● Exercise prompt
Take the lines from the beginning of the material through the line containing "Door WAF ポリシー</blade-title>" and retype them exactly, leaving the pictures out.

● Material provided
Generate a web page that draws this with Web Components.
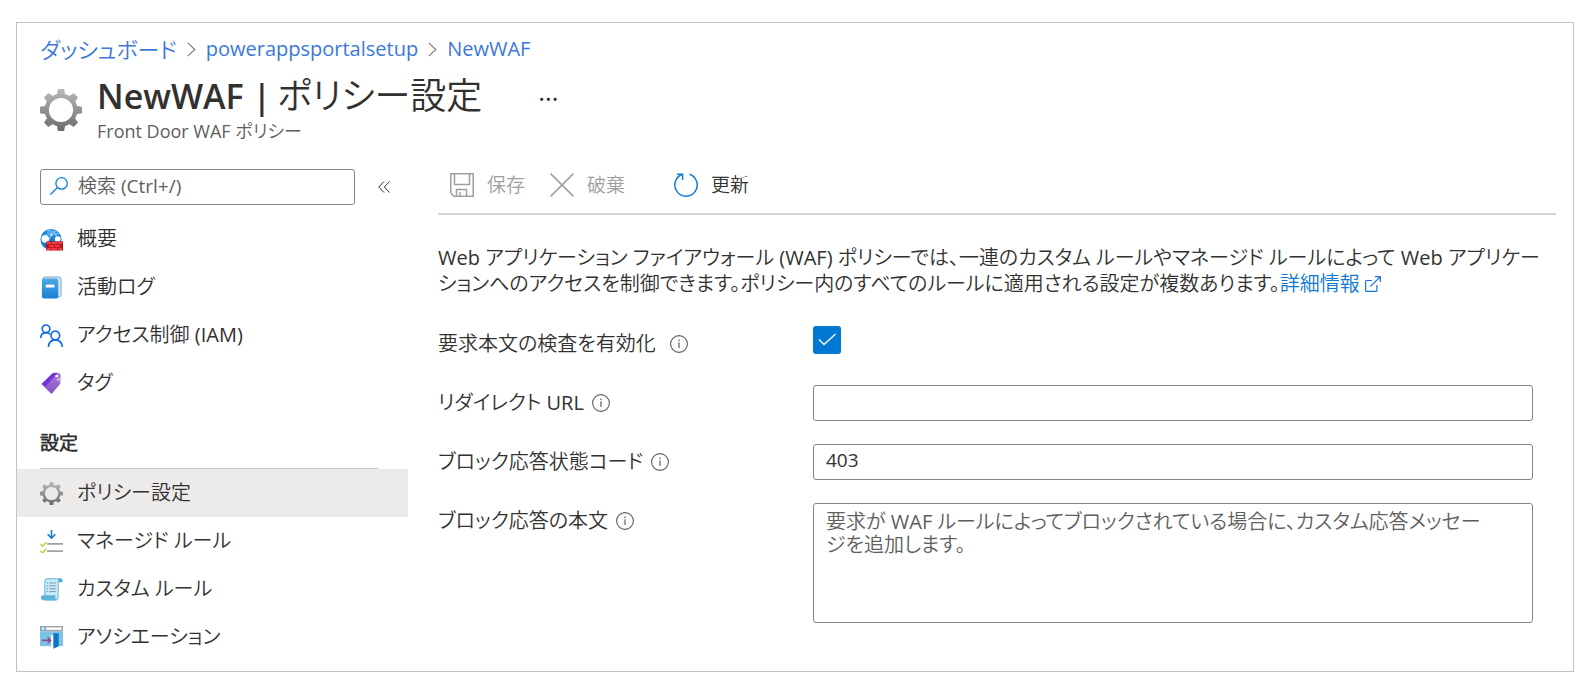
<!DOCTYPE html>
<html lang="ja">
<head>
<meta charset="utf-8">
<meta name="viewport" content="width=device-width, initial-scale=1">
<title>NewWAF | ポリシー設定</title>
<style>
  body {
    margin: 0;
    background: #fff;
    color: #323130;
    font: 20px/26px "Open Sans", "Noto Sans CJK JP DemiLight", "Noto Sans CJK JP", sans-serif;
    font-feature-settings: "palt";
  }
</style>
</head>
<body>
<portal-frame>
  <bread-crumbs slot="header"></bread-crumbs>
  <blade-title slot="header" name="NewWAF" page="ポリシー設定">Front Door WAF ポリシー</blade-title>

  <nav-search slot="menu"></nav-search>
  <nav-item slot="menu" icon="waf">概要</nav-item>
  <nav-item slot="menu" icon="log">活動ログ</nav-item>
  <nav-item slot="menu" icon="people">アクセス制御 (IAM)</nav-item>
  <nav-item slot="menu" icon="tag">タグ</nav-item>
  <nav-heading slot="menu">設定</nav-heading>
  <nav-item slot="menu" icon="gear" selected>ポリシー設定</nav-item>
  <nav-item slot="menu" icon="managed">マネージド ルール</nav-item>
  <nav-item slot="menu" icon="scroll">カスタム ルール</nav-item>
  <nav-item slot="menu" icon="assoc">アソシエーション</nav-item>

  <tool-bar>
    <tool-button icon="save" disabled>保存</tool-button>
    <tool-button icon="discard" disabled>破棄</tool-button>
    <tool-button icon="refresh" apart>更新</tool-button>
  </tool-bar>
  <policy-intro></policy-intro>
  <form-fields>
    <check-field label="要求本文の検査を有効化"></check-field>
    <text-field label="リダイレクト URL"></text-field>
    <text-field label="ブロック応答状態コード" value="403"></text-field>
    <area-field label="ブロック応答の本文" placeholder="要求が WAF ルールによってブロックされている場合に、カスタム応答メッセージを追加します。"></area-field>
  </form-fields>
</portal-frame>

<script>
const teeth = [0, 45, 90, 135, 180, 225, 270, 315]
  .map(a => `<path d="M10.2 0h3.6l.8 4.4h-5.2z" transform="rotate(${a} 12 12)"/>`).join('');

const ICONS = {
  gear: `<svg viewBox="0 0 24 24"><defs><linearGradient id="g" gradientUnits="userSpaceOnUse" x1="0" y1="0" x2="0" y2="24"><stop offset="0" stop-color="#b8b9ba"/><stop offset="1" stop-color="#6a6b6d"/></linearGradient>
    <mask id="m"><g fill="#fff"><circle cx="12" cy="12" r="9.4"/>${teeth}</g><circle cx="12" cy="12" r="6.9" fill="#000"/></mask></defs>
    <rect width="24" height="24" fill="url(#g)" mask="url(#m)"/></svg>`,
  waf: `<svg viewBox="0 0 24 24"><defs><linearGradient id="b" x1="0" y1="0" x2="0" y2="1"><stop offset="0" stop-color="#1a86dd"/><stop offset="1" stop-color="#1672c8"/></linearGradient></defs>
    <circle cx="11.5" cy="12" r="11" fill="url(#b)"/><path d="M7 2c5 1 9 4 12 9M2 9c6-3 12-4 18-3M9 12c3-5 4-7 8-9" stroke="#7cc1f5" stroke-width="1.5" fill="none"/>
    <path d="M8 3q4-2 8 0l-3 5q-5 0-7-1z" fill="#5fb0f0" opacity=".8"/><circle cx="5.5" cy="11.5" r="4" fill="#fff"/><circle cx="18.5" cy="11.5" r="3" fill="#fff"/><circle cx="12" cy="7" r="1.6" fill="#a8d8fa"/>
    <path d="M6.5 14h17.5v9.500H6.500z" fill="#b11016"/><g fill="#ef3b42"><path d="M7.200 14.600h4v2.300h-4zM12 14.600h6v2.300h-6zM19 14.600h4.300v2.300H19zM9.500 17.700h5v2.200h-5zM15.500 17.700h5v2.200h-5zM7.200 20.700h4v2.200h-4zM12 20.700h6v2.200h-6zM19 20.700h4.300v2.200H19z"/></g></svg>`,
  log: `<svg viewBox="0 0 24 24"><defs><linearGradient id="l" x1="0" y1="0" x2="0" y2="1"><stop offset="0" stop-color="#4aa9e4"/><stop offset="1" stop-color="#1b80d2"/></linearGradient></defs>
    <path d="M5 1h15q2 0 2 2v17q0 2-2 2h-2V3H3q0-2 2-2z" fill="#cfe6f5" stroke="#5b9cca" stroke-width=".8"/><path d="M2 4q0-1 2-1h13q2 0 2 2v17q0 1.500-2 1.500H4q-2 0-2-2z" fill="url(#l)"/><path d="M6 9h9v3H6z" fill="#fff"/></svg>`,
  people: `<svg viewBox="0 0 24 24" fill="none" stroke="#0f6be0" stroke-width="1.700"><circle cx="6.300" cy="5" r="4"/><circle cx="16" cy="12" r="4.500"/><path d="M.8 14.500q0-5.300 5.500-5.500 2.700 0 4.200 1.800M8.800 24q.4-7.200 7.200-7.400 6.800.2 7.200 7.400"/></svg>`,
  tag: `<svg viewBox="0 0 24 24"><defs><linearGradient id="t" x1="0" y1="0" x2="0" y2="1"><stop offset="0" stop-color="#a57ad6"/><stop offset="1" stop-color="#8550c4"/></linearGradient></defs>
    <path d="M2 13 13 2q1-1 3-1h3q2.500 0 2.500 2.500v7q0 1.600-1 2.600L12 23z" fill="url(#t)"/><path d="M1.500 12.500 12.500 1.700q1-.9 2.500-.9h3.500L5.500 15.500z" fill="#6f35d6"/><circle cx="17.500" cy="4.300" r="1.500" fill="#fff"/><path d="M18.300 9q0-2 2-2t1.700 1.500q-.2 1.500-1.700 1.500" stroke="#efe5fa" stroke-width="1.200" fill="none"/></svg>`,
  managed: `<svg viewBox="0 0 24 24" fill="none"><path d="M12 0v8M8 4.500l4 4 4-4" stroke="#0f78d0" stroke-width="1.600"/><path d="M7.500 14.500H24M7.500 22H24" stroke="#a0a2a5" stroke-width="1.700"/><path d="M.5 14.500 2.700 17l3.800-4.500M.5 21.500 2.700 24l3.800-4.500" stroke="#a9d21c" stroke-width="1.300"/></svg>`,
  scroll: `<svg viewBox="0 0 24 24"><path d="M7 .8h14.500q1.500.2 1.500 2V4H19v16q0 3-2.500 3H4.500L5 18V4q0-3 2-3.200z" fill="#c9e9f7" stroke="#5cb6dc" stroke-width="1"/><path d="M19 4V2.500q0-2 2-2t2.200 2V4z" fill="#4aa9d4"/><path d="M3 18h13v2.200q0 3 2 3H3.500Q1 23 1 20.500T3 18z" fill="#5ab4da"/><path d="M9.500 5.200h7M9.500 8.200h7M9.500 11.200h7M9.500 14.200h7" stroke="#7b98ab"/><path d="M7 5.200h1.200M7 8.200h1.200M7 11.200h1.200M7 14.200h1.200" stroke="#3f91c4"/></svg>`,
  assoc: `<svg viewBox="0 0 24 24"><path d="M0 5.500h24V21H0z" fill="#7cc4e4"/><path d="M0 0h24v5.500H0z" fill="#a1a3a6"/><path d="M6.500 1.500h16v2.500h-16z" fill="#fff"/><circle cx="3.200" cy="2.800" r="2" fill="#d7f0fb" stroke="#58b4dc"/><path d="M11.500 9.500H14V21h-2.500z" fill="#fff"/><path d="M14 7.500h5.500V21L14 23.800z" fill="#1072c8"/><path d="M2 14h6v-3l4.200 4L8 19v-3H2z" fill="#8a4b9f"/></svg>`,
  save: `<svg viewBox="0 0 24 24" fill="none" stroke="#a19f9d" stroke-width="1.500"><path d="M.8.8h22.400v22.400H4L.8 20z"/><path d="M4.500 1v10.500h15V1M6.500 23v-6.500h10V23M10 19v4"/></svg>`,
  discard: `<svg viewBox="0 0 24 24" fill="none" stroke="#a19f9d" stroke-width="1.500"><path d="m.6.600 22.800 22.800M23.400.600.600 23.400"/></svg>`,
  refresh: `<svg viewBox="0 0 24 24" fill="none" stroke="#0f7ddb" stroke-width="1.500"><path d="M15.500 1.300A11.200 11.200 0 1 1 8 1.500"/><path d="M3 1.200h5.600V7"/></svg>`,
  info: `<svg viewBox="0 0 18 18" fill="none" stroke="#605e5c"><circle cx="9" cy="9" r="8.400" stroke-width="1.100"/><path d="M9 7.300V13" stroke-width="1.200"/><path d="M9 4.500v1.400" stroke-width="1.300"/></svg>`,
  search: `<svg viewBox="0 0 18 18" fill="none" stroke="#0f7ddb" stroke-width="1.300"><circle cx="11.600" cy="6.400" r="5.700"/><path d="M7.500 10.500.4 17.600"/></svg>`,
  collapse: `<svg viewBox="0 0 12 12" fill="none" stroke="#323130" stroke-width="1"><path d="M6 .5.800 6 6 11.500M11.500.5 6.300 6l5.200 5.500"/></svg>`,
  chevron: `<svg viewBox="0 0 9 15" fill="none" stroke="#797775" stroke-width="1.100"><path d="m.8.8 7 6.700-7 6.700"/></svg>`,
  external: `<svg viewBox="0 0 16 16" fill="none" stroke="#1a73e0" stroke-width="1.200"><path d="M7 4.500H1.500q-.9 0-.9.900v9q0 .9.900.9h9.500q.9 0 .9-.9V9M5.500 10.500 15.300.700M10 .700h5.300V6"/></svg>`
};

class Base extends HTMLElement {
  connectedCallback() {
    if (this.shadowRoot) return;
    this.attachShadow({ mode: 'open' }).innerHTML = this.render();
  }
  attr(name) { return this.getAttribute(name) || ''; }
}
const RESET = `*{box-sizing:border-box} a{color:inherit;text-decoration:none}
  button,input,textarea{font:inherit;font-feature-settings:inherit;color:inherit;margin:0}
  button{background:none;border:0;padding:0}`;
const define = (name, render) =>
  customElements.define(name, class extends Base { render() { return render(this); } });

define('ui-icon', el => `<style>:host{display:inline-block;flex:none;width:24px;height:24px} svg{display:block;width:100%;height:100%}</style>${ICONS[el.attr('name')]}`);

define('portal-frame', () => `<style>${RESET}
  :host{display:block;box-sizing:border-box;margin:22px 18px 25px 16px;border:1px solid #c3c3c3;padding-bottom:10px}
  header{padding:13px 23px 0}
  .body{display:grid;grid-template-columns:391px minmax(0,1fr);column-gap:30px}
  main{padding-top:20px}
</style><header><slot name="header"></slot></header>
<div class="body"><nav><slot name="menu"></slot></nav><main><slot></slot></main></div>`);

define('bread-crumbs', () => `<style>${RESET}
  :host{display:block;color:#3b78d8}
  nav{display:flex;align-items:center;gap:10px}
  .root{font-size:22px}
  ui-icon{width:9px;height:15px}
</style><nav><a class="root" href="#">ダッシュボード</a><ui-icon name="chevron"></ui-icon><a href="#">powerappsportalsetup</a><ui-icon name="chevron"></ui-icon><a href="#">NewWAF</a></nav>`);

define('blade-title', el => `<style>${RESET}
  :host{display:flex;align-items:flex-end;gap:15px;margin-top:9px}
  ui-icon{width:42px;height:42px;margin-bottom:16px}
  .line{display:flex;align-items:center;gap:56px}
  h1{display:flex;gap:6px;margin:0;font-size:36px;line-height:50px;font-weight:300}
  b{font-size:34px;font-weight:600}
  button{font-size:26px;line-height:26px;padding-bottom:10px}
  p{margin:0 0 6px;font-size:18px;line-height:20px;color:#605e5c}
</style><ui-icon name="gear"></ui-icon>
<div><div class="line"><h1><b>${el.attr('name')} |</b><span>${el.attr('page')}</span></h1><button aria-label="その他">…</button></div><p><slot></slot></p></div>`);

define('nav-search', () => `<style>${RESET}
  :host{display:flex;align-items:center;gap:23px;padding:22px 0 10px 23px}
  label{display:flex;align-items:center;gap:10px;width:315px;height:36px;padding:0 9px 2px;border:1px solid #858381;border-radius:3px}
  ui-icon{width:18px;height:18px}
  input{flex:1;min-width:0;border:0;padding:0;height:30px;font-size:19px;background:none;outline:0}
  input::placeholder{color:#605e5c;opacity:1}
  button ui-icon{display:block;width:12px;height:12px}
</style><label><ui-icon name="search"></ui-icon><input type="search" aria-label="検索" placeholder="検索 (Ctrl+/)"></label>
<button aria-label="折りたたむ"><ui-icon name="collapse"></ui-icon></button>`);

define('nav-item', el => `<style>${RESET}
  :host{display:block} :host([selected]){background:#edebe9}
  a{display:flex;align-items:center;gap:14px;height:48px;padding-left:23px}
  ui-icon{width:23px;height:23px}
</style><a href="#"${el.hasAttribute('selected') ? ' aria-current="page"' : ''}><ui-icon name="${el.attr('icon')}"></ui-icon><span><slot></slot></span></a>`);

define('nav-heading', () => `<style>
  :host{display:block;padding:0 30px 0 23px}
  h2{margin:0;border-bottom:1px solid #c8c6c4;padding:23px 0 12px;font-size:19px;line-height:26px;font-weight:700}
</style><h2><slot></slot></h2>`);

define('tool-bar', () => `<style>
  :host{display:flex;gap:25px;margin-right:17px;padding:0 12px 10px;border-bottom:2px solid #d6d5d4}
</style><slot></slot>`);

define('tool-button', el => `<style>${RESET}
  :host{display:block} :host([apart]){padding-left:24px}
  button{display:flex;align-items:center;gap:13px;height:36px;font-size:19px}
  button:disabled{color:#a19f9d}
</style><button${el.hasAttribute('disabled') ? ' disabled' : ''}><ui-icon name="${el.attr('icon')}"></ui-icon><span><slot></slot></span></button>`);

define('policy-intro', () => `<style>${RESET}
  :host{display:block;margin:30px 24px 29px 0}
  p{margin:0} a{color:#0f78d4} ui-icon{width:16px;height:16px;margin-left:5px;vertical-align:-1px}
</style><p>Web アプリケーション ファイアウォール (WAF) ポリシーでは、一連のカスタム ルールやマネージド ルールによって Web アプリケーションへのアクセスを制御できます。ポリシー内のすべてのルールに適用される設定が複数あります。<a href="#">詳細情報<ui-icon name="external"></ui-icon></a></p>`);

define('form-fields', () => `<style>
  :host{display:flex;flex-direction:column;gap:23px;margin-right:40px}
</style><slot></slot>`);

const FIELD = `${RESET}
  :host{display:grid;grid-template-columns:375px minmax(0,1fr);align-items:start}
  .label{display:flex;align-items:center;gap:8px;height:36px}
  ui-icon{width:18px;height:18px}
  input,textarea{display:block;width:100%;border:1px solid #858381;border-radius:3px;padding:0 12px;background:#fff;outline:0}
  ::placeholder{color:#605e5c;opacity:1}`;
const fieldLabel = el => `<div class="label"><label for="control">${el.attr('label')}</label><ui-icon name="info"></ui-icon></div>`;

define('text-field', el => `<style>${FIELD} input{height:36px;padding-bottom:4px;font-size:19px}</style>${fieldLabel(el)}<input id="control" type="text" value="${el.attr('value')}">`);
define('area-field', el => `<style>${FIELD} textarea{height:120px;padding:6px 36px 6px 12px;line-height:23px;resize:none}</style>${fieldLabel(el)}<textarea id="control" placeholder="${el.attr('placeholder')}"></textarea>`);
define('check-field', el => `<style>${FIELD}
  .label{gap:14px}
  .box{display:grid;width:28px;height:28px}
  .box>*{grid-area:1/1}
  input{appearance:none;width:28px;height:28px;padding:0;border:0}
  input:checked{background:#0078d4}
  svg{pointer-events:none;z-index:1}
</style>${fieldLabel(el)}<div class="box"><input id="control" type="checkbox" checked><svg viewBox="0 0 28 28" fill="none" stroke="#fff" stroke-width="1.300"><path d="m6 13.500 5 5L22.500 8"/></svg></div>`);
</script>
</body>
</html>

● Result
Generate a web page that draws this with Web Components.
<!DOCTYPE html>
<html lang="ja">
<head>
<meta charset="utf-8">
<meta name="viewport" content="width=device-width, initial-scale=1">
<title>NewWAF | ポリシー設定</title>
<style>
  body {
    margin: 0;
    background: #fff;
    color: #323130;
    font: 20px/26px "Open Sans", "Noto Sans CJK JP DemiLight", "Noto Sans CJK JP", sans-serif;
    font-feature-settings: "palt";
  }
</style>
</head>
<body>
<portal-frame>
  <bread-crumbs slot="header"></bread-crumbs>
  <blade-title slot="header" name="NewWAF" page="ポリシー設定">Front Door WAF ポリシー</blade-title>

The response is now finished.